Records from a collection:

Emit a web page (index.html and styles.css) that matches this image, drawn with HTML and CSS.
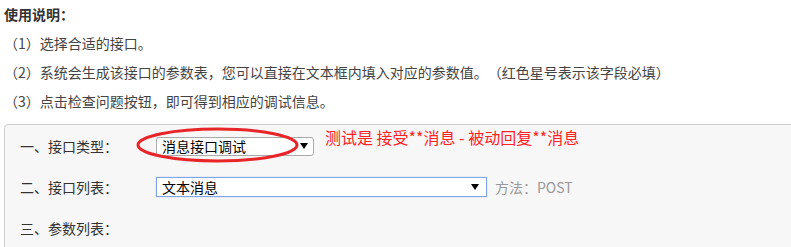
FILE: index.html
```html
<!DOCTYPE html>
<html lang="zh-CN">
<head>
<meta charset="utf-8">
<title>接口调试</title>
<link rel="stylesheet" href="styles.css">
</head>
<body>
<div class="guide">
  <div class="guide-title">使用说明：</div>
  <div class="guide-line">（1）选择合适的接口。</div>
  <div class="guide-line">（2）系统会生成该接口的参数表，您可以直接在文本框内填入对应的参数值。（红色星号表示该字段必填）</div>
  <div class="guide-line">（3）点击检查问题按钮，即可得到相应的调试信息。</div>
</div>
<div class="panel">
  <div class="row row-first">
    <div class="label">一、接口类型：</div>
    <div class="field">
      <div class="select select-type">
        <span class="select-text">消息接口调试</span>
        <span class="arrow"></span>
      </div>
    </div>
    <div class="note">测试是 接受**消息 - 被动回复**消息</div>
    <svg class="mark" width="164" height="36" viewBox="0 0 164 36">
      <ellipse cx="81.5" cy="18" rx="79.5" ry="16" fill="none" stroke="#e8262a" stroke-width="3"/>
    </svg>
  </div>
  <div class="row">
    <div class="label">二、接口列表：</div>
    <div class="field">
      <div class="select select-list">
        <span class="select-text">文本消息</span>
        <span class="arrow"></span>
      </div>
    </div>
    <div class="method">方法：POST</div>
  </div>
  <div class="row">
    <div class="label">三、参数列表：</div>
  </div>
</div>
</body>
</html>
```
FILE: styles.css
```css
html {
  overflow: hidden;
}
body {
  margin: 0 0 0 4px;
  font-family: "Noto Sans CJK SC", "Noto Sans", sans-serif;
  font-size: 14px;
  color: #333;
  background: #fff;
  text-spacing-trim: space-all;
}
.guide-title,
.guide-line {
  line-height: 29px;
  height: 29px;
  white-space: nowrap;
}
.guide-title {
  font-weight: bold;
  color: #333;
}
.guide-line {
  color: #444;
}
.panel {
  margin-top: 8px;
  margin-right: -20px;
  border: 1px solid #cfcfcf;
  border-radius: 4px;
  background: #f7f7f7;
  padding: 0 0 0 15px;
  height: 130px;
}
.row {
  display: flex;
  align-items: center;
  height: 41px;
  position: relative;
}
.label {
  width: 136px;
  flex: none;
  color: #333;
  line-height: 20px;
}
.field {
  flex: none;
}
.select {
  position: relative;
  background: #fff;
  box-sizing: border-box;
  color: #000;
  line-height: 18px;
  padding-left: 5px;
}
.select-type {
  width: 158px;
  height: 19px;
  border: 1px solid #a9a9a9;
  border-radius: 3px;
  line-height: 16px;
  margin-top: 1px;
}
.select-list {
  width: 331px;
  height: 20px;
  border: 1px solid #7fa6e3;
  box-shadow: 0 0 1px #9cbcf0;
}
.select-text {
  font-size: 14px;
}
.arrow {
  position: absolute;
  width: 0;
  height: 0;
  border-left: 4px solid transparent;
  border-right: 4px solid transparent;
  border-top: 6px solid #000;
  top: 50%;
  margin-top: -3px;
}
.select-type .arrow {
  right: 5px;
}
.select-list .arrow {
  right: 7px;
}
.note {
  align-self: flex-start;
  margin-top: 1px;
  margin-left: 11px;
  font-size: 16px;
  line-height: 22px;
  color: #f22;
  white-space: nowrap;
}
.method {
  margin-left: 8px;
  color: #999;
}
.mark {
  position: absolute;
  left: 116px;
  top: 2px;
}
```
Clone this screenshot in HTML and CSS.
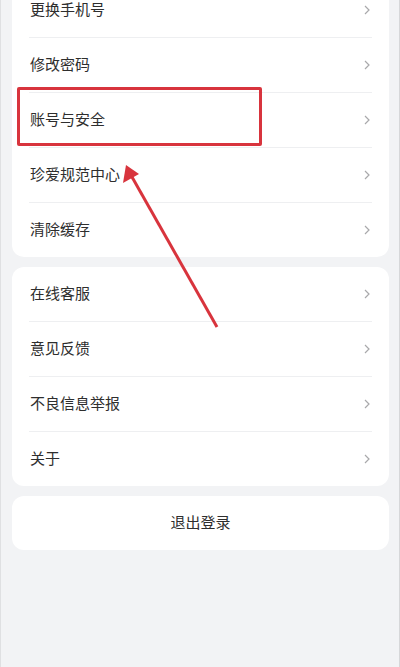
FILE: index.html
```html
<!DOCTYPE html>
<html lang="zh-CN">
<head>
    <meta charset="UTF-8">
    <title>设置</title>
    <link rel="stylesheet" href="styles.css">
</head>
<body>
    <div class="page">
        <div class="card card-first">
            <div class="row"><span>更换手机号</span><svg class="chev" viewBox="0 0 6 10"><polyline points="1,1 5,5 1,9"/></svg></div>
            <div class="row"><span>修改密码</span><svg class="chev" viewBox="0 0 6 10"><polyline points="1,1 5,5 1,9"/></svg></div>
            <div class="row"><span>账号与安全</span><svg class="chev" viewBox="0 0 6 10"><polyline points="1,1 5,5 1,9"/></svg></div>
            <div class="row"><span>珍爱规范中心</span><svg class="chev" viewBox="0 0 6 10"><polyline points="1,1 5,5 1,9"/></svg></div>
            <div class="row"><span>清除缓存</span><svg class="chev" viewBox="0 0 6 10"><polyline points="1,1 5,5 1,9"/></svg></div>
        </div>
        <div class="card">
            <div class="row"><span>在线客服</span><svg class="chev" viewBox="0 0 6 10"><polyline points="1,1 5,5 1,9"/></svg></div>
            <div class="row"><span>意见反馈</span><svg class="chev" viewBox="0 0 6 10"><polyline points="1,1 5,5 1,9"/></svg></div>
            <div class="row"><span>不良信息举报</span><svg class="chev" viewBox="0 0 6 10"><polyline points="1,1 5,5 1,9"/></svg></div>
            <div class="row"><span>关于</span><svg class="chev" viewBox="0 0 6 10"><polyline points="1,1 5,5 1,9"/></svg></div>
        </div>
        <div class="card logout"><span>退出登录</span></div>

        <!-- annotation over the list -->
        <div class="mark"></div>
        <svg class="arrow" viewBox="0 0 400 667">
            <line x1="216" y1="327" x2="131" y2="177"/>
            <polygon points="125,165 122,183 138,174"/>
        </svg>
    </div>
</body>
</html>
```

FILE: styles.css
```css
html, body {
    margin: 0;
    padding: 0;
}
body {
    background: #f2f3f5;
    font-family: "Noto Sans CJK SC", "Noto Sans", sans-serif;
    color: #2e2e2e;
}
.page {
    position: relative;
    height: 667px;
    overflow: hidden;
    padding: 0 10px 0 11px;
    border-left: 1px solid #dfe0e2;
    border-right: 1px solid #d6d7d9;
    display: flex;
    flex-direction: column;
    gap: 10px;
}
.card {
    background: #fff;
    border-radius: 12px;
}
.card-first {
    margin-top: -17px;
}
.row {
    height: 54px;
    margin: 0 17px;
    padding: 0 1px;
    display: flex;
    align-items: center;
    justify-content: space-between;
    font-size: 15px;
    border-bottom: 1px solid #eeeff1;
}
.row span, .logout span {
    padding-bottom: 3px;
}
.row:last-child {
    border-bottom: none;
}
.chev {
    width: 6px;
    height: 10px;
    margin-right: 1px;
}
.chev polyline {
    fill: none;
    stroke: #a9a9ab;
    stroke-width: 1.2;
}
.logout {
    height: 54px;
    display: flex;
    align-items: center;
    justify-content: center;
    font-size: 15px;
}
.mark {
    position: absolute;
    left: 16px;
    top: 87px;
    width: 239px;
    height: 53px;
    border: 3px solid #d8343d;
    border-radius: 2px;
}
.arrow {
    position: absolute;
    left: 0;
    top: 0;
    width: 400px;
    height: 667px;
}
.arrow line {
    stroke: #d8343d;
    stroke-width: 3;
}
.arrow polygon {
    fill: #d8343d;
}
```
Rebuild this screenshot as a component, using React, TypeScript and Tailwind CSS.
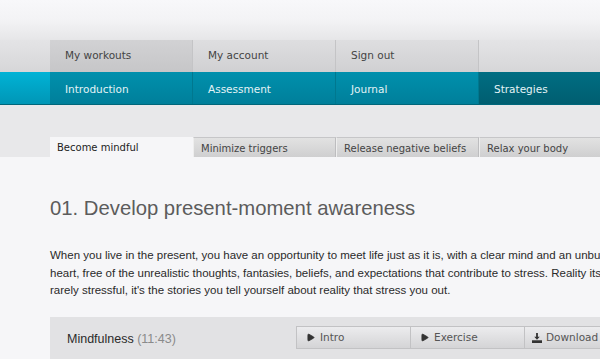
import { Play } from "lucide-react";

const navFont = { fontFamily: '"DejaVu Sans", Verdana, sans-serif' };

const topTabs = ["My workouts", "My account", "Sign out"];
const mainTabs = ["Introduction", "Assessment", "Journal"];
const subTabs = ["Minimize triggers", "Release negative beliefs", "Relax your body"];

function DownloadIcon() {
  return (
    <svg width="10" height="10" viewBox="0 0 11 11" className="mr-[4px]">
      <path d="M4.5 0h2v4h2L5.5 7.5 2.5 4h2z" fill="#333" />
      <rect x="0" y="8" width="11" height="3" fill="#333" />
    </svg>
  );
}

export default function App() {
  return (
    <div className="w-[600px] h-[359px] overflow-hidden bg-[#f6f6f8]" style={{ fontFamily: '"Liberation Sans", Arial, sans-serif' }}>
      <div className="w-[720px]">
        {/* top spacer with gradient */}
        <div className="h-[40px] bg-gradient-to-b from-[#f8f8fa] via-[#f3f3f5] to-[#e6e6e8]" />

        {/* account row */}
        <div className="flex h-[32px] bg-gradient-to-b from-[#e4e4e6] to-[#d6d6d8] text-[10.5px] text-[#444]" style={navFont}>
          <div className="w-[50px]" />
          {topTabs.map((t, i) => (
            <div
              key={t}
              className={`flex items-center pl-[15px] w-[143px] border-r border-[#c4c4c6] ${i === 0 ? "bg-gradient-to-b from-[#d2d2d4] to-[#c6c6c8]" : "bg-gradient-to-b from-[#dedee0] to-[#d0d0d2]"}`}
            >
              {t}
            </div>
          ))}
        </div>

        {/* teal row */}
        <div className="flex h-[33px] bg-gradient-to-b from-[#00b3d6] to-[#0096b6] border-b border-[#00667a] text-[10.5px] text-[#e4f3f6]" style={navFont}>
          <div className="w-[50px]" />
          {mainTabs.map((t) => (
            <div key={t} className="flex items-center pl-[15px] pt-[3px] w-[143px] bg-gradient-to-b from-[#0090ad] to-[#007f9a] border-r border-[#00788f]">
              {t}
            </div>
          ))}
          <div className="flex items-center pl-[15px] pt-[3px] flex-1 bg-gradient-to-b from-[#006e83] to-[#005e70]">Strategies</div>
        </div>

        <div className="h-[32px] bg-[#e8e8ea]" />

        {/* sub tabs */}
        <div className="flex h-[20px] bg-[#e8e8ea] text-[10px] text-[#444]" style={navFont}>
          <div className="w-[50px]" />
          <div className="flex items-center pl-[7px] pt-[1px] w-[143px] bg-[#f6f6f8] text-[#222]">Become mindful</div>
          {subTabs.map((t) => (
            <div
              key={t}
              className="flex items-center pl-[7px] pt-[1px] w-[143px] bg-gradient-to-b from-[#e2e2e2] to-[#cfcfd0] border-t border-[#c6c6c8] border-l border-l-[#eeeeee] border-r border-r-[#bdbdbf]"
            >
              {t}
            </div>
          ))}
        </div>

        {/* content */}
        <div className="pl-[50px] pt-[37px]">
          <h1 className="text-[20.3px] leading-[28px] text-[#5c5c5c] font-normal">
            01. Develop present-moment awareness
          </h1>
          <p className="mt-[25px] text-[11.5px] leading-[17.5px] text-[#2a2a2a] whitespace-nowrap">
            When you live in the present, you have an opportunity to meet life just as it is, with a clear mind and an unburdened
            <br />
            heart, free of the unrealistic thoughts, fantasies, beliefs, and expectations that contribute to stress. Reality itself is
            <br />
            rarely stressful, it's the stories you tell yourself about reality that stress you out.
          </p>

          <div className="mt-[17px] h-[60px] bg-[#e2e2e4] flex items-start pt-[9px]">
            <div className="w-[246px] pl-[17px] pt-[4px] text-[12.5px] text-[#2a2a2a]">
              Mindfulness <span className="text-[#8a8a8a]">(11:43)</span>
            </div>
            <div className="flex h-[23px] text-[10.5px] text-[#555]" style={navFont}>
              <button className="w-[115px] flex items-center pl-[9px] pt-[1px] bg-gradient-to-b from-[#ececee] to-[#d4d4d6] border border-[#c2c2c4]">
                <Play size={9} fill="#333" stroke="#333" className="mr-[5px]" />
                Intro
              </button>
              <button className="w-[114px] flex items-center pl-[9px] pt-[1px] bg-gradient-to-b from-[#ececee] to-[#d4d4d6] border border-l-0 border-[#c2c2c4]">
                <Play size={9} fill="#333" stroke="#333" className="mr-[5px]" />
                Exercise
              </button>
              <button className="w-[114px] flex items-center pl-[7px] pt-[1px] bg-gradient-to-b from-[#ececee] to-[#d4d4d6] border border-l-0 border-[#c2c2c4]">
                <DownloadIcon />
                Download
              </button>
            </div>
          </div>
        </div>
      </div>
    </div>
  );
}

- **WHAT YOU SHOULD DO**:
Collect the lines that hold "this".

- **RESPONSE TO THE EXERCISE**:
Emit a web page (index.html and styles.css) that matches this image, drawn with HTML and CSS.
Clone this screenshot in HTML and CSS.
Rebuild this screenshot as a component, using React, TypeScript and Tailwind CSS.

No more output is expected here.